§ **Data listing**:
[Begin]
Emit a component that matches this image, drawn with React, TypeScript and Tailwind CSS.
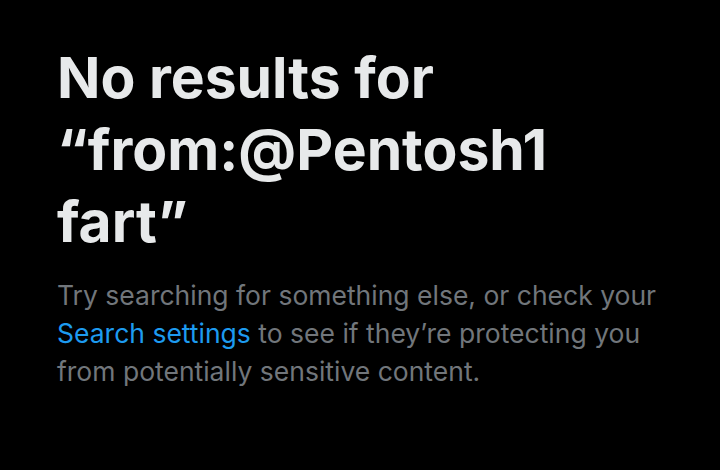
export default function App() {
  return (
    <div className="w-[720px] h-[470px] bg-black overflow-hidden" style={{ fontFamily: 'Inter, sans-serif' }}>
      <div className="ml-[57px] w-[610px] pt-[42px]">
        <h1 className="text-[57px] leading-[72px] font-bold text-[#e7e9ea]">
          No results for “from:@Pentosh1 fart”
        </h1>
        <p className="mt-[18px] text-[26.5px] leading-[38px] text-[#71767b]">
          Try searching for something else, or check your <span className="text-[#1d9bf0]">Search settings</span> to see if they’re protecting you from potentially sensitive content.
        </p>
      </div>
    </div>
  );
}
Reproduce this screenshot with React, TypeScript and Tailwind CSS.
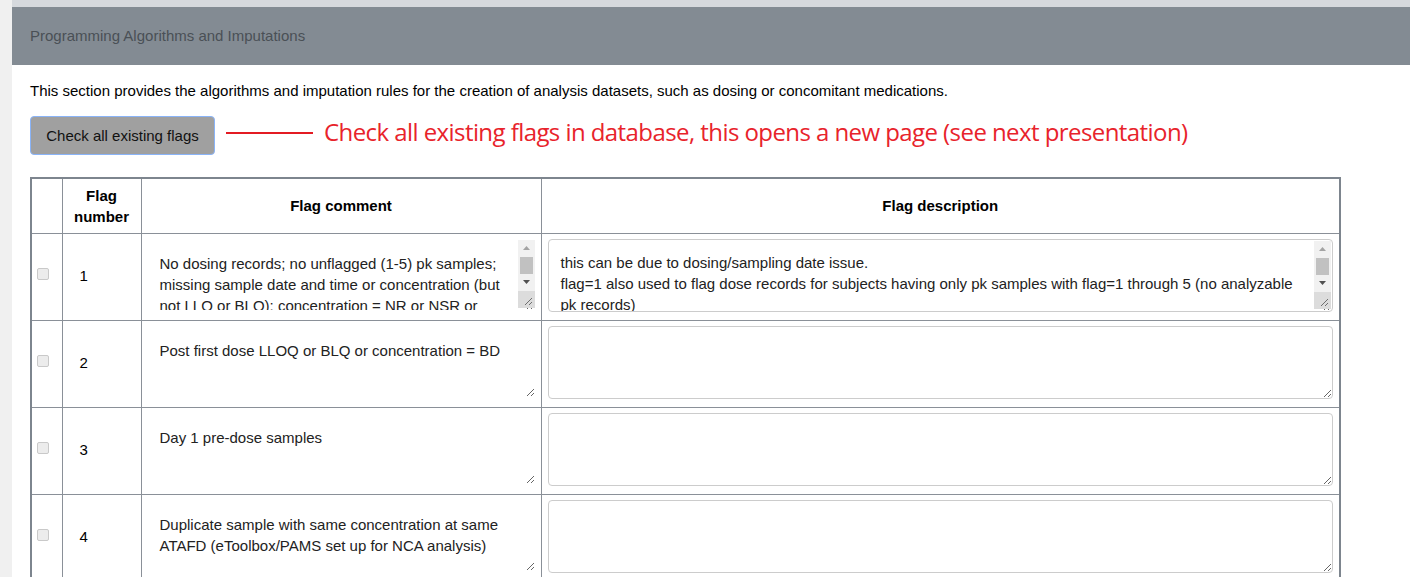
import React from "react";

type Row = { n: number; comment: string; desc: string };

const rows: Row[] = [
  {
    n: 1,
    comment:
      "No dosing records; no unflagged (1-5) pk samples; missing sample date and time or concentration (but not LLQ or BLQ); concentration = NR or NSR or NS; or other reasons that prevent the sample from being used",
    desc:
      "this can be due to dosing/sampling date issue.\nflag=1 also used to flag dose records for subjects having only pk samples with flag=1 through 5 (no analyzable pk records)",
  },
  { n: 2, comment: "Post first dose LLOQ or BLQ or concentration = BD", desc: "" },
  { n: 3, comment: "Day 1 pre-dose samples", desc: "" },
  {
    n: 4,
    comment: "Duplicate sample with same concentration at same ATAFD (eToolbox/PAMS set up for NCA analysis)",
    desc: "",
  },
];

// old-style scrollbar drawn over an overflowing textarea
function FakeScrollbar({ className }: { className: string }) {
  return (
    <div className={"absolute w-[17px] flex flex-col bg-[#f1f1f1] pointer-events-none " + className}>
      <div className="h-[17px] flex items-center justify-center">
        <svg width="7" height="4" viewBox="0 0 7 4">
          <polygon points="3.5,0 7,4 0,4" fill="#a3a3a3" />
        </svg>
      </div>
      <div className="h-[17px] px-[2px]">
        <div className="h-full bg-[#c1c1c1]" />
      </div>
      <div className="h-[17px] flex items-center justify-center">
        <svg width="7" height="4" viewBox="0 0 7 4">
          <polygon points="0,0 7,0 3.5,4" fill="#505050" />
        </svg>
      </div>
      <div className="h-[17px] bg-[#dcdcdc] flex items-end justify-end">
        <svg width="17" height="17" viewBox="0 0 17 17">
          <line x1="14" y1="7" x2="7" y2="14" stroke="#6f6f6f" strokeWidth="1" />
          <line x1="14" y1="11" x2="11" y2="14" stroke="#6f6f6f" strokeWidth="1" />
        </svg>
      </div>
    </div>
  );
}

function FlagRow({ row }: { row: Row }) {
  const scroll = row.desc.length > 0;
  return (
    <tr className="border-t border-[#8a9098]">
      <td className="border-r border-[#8a9098] pl-[5px] align-middle">
        <span className="block w-[12px] h-[12px] mt-[-5px] rounded-[2px] bg-[#ececec] border border-[#c9c9c9]" />
      </td>
      <td className="border-r border-[#8a9098] pl-[17px] align-middle">{row.n}</td>
      <td className="border-r border-[#8a9098] px-[6px] pt-[6px] pb-[9px] align-top">
        <div className="relative">
          <textarea
            defaultValue={row.comment}
            className={
              scroll
                ? "block w-full h-[70px] pl-[12px] pr-[29px] pt-[13px] pb-0 leading-[21px] text-[#222] bg-white resize-y outline-none border-0 overflow-hidden"
                : "block w-full h-[70px] px-[12px] pt-[13px] pb-0 leading-[21px] text-[#222] bg-white resize-y outline-none border-0 overflow-auto"
            }
          />
          {scroll && <FakeScrollbar className="top-0 right-0" />}
        </div>
      </td>
      <td className="px-[6px] pt-[5px] pb-[8px] align-top">
        <div className="relative">
          <textarea
            defaultValue={row.desc}
            className={
              scroll
                ? "block w-full h-[73px] pl-[12px] pr-[29px] pt-[12px] pb-0 leading-[21px] text-[#222] bg-white resize-y outline-none border border-[#cccccc] rounded-[4px] overflow-hidden"
                : "block w-full h-[73px] px-[12px] pt-[12px] pb-0 leading-[21px] text-[#222] bg-white resize-y outline-none border border-[#cccccc] rounded-[4px] overflow-auto"
            }
          />
          {scroll && <FakeScrollbar className="top-[2px] right-[2px]" />}
        </div>
      </td>
    </tr>
  );
}

export default function App() {
  return (
    <div className="flex min-h-[577px] bg-white font-['Liberation_Sans',Arial,sans-serif] text-[15px] text-black">
      <div className="w-[12px] shrink-0 bg-[#f0f0f0]" />
      <div className="flex-1">
        <div className="h-[7px] bg-[#d6d9dd]" />
        <div className="h-[58px] bg-[#838b93] px-[18px] pt-[1px] flex items-center text-[#4a5056]">
          Programming Algorithms and Imputations
        </div>
        <div className="px-[18px]">
          <p className="pt-[17px] leading-[17px]">
            This section provides the algorithms and imputation rules for the creation of analysis datasets, such as dosing or concomitant medications.
          </p>
          <div className="flex items-center mt-[17px]">
            <button className="w-[185px] h-[39px] pt-[1px] bg-[#a0a0a0] border border-[#8ab4f8] rounded-[4px] text-[#111]">
              Check all existing flags
            </button>
            <div className="ml-[11px] w-[87px] h-[2px] bg-[#e31b23] -mt-[6px]" />
            <span className="ml-[11px] text-[#e8232b] text-[24px] tracking-[-0.57px] leading-[30px] font-['Open_Sans',sans-serif] -mt-[8px]">
              Check all existing flags in database, this opens a new page (see next presentation)
            </span>
          </div>
          <table className="mt-[22px] w-[1311px] border-collapse border-2 border-[#7d858e] table-fixed">
            <colgroup>
              <col className="w-[31px]" />
              <col className="w-[79px]" />
              <col className="w-[400px]" />
              <col />
            </colgroup>
            <thead>
              <tr className="h-[55px] font-bold">
                <th className="border-r border-[#8a9098]" />
                <th className="border-r border-[#8a9098] leading-[21px]">
                  Flag
                  <br />
                  number
                </th>
                <th className="border-r border-[#8a9098]">Flag comment</th>
                <th>Flag description</th>
              </tr>
            </thead>
            <tbody>
              {rows.map((r) => (
                <FlagRow key={r.n} row={r} />
              ))}
            </tbody>
          </table>
        </div>
      </div>
    </div>
  );
}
[End]
None of the pictures should appear; repeat the records exactly otherwise.

Emit a component that matches this image, drawn with React, TypeScript and Tailwind CSS.
export default function App() {
  return (
    <div className="w-[720px] h-[470px] bg-black overflow-hidden" style={{ fontFamily: 'Inter, sans-serif' }}>
      <div className="ml-[57px] w-[610px] pt-[42px]">
        <h1 className="text-[57px] leading-[72px] font-bold text-[#e7e9ea]">
          No results for “from:@Pentosh1 fart”
        </h1>
        <p className="mt-[18px] text-[26.5px] leading-[38px] text-[#71767b]">
          Try searching for something else, or check your <span className="text-[#1d9bf0]">Search settings</span> to see if they’re protecting you from potentially sensitive content.
        </p>
      </div>
    </div>
  );
}
Reproduce this screenshot with React, TypeScript and Tailwind CSS.
import React from "react";

type Row = { n: number; comment: string; desc: string };

const rows: Row[] = [
  {
    n: 1,
    comment:
      "No dosing records; no unflagged (1-5) pk samples; missing sample date and time or concentration (but not LLQ or BLQ); concentration = NR or NSR or NS; or other reasons that prevent the sample from being used",
    desc:
      "this can be due to dosing/sampling date issue.\nflag=1 also used to flag dose records for subjects having only pk samples with flag=1 through 5 (no analyzable pk records)",
  },
  { n: 2, comment: "Post first dose LLOQ or BLQ or concentration = BD", desc: "" },
  { n: 3, comment: "Day 1 pre-dose samples", desc: "" },
  {
    n: 4,
    comment: "Duplicate sample with same concentration at same ATAFD (eToolbox/PAMS set up for NCA analysis)",
    desc: "",
  },
];

// old-style scrollbar drawn over an overflowing textarea
function FakeScrollbar({ className }: { className: string }) {
  return (
    <div className={"absolute w-[17px] flex flex-col bg-[#f1f1f1] pointer-events-none " + className}>
      <div className="h-[17px] flex items-center justify-center">
        <svg width="7" height="4" viewBox="0 0 7 4">
          <polygon points="3.5,0 7,4 0,4" fill="#a3a3a3" />
        </svg>
      </div>
      <div className="h-[17px] px-[2px]">
        <div className="h-full bg-[#c1c1c1]" />
      </div>
      <div className="h-[17px] flex items-center justify-center">
        <svg width="7" height="4" viewBox="0 0 7 4">
          <polygon points="0,0 7,0 3.5,4" fill="#505050" />
        </svg>
      </div>
      <div className="h-[17px] bg-[#dcdcdc] flex items-end justify-end">
        <svg width="17" height="17" viewBox="0 0 17 17">
          <line x1="14" y1="7" x2="7" y2="14" stroke="#6f6f6f" strokeWidth="1" />
          <line x1="14" y1="11" x2="11" y2="14" stroke="#6f6f6f" strokeWidth="1" />
        </svg>
      </div>
    </div>
  );
}

function FlagRow({ row }: { row: Row }) {
  const scroll = row.desc.length > 0;
  return (
    <tr className="border-t border-[#8a9098]">
      <td className="border-r border-[#8a9098] pl-[5px] align-middle">
        <span className="block w-[12px] h-[12px] mt-[-5px] rounded-[2px] bg-[#ececec] border border-[#c9c9c9]" />
      </td>
      <td className="border-r border-[#8a9098] pl-[17px] align-middle">{row.n}</td>
      <td className="border-r border-[#8a9098] px-[6px] pt-[6px] pb-[9px] align-top">
        <div className="relative">
          <textarea
            defaultValue={row.comment}
            className={
              scroll
                ? "block w-full h-[70px] pl-[12px] pr-[29px] pt-[13px] pb-0 leading-[21px] text-[#222] bg-white resize-y outline-none border-0 overflow-hidden"
                : "block w-full h-[70px] px-[12px] pt-[13px] pb-0 leading-[21px] text-[#222] bg-white resize-y outline-none border-0 overflow-auto"
            }
          />
          {scroll && <FakeScrollbar className="top-0 right-0" />}
        </div>
      </td>
      <td className="px-[6px] pt-[5px] pb-[8px] align-top">
        <div className="relative">
          <textarea
            defaultValue={row.desc}
            className={
              scroll
                ? "block w-full h-[73px] pl-[12px] pr-[29px] pt-[12px] pb-0 leading-[21px] text-[#222] bg-white resize-y outline-none border border-[#cccccc] rounded-[4px] overflow-hidden"
                : "block w-full h-[73px] px-[12px] pt-[12px] pb-0 leading-[21px] text-[#222] bg-white resize-y outline-none border border-[#cccccc] rounded-[4px] overflow-auto"
            }
          />
          {scroll && <FakeScrollbar className="top-[2px] right-[2px]" />}
        </div>
      </td>
    </tr>
  );
}

export default function App() {
  return (
    <div className="flex min-h-[577px] bg-white font-['Liberation_Sans',Arial,sans-serif] text-[15px] text-black">
      <div className="w-[12px] shrink-0 bg-[#f0f0f0]" />
      <div className="flex-1">
        <div className="h-[7px] bg-[#d6d9dd]" />
        <div className="h-[58px] bg-[#838b93] px-[18px] pt-[1px] flex items-center text-[#4a5056]">
          Programming Algorithms and Imputations
        </div>
        <div className="px-[18px]">
          <p className="pt-[17px] leading-[17px]">
            This section provides the algorithms and imputation rules for the creation of analysis datasets, such as dosing or concomitant medications.
          </p>
          <div className="flex items-center mt-[17px]">
            <button className="w-[185px] h-[39px] pt-[1px] bg-[#a0a0a0] border border-[#8ab4f8] rounded-[4px] text-[#111]">
              Check all existing flags
            </button>
            <div className="ml-[11px] w-[87px] h-[2px] bg-[#e31b23] -mt-[6px]" />
            <span className="ml-[11px] text-[#e8232b] text-[24px] tracking-[-0.57px] leading-[30px] font-['Open_Sans',sans-serif] -mt-[8px]">
              Check all existing flags in database, this opens a new page (see next presentation)
            </span>
          </div>
          <table className="mt-[22px] w-[1311px] border-collapse border-2 border-[#7d858e] table-fixed">
            <colgroup>
              <col className="w-[31px]" />
              <col className="w-[79px]" />
              <col className="w-[400px]" />
              <col />
            </colgroup>
            <thead>
              <tr className="h-[55px] font-bold">
                <th className="border-r border-[#8a9098]" />
                <th className="border-r border-[#8a9098] leading-[21px]">
                  Flag
                  <br />
                  number
                </th>
                <th className="border-r border-[#8a9098]">Flag comment</th>
                <th>Flag description</th>
              </tr>
            </thead>
            <tbody>
              {rows.map((r) => (
                <FlagRow key={r.n} row={r} />
              ))}
            </tbody>
          </table>
        </div>
      </div>
    </div>
  );
}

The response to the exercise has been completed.